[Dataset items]

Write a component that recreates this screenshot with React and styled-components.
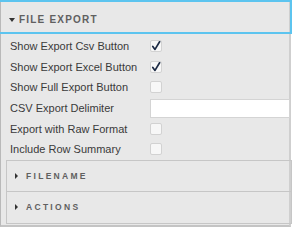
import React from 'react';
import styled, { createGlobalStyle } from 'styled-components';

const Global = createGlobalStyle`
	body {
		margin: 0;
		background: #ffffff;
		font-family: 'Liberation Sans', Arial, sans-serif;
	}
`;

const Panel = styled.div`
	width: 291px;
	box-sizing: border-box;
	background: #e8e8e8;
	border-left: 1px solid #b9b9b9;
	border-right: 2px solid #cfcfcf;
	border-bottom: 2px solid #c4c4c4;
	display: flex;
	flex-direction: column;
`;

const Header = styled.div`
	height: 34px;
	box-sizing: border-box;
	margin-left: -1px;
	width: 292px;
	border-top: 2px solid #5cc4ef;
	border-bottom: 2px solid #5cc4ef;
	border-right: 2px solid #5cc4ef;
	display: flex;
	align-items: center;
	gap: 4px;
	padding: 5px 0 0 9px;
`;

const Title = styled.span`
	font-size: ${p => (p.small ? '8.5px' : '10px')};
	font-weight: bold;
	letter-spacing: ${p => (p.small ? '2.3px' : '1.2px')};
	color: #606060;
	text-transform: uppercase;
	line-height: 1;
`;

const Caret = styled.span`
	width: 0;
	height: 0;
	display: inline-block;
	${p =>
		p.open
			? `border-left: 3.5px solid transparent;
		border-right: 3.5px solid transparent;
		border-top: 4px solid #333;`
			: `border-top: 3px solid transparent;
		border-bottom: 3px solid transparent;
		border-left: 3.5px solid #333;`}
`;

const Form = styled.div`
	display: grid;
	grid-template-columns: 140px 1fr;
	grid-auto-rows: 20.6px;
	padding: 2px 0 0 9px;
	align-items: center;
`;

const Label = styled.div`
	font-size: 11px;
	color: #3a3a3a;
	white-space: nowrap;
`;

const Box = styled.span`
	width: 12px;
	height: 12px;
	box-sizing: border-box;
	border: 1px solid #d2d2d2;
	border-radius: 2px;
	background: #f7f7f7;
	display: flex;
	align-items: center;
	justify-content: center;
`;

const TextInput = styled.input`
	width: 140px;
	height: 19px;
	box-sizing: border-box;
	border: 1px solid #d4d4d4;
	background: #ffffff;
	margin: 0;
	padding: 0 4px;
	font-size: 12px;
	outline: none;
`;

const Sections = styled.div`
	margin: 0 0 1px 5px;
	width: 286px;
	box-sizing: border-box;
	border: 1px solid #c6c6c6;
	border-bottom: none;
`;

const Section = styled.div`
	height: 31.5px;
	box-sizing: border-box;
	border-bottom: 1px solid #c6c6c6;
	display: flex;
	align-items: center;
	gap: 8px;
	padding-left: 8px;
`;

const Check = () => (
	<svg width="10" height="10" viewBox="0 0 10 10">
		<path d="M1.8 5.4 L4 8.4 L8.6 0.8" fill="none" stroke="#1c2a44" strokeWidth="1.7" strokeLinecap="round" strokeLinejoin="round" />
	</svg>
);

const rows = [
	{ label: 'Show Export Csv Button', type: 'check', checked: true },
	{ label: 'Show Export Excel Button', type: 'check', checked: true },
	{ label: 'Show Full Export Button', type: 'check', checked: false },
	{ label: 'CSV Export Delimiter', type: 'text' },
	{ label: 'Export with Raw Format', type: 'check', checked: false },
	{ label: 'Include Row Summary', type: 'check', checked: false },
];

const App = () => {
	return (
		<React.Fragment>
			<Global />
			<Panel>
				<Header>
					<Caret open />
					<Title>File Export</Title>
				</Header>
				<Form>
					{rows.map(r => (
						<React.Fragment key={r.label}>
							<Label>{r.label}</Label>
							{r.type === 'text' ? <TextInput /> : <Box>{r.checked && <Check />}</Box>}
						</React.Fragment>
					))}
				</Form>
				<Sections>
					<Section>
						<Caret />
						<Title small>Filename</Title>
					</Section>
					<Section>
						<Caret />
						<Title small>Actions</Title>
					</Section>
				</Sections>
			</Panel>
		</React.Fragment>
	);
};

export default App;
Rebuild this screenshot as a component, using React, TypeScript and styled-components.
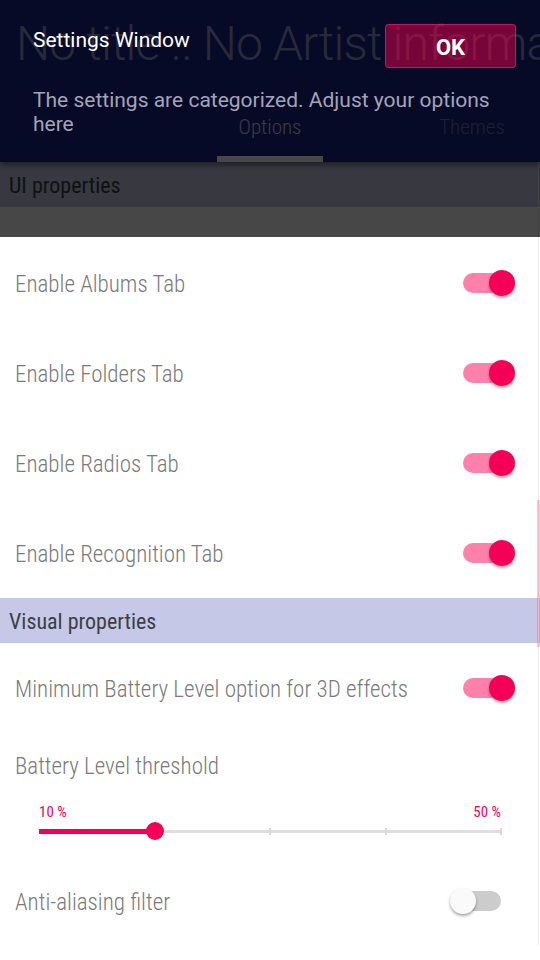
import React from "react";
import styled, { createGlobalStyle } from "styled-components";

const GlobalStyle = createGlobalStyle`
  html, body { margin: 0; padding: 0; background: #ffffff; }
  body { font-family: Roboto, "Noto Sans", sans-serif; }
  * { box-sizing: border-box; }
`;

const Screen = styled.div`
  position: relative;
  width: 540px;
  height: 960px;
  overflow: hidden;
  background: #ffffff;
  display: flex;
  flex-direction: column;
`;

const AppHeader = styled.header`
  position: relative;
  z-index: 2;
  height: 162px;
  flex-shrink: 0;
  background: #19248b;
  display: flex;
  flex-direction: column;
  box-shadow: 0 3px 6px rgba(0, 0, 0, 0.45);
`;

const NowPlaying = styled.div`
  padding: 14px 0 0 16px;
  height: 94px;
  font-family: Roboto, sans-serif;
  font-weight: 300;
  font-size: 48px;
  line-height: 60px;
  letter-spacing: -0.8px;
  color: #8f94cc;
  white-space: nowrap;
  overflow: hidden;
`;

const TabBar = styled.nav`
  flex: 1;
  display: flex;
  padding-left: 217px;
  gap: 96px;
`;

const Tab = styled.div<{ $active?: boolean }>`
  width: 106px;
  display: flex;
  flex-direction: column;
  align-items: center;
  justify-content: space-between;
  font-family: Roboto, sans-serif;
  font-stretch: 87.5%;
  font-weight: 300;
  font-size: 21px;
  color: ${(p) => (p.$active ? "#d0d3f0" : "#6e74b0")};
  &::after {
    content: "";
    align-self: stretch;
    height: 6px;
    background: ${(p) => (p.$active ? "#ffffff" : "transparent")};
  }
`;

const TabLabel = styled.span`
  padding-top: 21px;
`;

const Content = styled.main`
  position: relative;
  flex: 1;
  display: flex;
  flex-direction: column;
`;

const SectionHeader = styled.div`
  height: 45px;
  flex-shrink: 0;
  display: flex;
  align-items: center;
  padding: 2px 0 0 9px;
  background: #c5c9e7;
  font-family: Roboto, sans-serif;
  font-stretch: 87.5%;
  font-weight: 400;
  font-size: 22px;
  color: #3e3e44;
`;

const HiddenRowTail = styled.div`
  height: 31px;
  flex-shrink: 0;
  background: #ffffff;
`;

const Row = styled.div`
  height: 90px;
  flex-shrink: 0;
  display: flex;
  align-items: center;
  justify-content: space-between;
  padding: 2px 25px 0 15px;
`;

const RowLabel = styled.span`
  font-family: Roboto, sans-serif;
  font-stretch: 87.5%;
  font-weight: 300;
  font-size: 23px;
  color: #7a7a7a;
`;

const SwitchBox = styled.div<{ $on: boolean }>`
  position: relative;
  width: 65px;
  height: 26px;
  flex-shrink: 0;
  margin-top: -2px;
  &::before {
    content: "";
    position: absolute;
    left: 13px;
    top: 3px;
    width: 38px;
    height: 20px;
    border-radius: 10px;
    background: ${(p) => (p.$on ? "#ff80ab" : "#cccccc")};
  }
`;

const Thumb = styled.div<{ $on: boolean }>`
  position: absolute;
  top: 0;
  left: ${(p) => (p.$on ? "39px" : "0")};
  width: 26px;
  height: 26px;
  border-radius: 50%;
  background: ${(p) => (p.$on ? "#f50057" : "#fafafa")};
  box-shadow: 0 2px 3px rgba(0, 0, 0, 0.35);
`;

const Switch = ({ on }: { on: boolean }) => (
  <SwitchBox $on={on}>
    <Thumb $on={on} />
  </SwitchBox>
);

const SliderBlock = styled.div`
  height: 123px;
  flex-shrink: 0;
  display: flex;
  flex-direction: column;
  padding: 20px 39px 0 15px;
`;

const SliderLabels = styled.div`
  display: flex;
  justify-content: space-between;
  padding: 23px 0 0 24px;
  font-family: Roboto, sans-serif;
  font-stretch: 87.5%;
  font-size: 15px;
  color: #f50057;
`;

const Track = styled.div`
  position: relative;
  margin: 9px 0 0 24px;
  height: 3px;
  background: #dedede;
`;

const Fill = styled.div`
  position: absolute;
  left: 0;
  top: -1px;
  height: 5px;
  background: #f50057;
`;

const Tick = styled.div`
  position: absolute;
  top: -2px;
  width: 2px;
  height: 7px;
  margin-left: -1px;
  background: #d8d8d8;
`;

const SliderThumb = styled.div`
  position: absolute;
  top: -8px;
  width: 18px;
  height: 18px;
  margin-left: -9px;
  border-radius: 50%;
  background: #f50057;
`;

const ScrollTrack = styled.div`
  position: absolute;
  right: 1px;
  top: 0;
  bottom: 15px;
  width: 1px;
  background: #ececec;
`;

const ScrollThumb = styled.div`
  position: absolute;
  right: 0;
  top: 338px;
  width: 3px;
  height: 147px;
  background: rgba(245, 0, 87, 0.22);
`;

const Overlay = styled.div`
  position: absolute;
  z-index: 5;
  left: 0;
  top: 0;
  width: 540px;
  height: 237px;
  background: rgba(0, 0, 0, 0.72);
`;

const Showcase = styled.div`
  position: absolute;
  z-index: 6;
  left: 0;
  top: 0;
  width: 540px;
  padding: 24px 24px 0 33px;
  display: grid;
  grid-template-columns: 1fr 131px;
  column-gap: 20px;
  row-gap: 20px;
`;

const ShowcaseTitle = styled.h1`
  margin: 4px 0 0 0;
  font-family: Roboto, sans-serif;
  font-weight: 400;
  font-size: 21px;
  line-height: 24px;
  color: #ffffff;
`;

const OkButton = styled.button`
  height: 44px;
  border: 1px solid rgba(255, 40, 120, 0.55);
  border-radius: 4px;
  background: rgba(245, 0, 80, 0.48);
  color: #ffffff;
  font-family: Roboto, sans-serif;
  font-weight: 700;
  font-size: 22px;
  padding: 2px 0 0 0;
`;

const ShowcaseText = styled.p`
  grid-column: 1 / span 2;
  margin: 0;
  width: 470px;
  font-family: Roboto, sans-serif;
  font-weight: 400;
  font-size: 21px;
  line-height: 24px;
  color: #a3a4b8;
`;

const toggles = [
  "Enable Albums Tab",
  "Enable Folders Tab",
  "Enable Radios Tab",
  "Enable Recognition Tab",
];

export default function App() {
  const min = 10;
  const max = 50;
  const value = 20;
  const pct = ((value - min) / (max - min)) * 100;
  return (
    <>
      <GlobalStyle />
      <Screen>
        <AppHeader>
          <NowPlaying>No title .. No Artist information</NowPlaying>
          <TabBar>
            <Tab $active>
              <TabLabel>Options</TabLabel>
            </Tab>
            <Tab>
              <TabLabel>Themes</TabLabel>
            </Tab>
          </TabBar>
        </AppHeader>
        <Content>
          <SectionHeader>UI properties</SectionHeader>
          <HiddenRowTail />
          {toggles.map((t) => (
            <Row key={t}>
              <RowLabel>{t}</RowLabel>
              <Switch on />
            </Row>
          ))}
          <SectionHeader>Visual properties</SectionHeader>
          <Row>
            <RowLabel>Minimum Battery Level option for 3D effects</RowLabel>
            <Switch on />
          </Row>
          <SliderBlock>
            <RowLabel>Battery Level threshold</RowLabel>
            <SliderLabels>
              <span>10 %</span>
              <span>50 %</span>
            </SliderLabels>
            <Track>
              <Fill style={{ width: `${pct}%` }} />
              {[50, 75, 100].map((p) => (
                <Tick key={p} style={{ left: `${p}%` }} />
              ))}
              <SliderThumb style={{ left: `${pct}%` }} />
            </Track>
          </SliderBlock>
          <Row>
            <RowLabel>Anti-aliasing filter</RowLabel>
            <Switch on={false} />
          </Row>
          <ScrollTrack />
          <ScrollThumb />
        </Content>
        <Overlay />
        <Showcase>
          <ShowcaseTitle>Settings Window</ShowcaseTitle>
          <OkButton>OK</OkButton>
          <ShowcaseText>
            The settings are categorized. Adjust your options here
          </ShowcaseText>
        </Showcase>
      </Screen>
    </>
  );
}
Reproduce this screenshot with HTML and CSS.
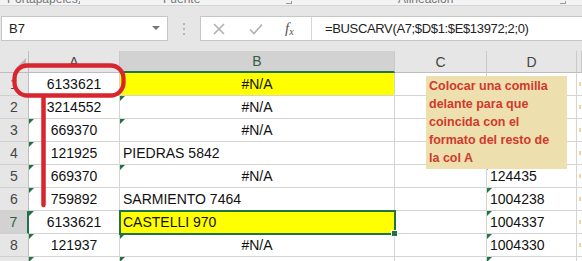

- Problem to solve -
Only a number is wanted here: how many lines in the data above include the string "React"?

- Written answer -
8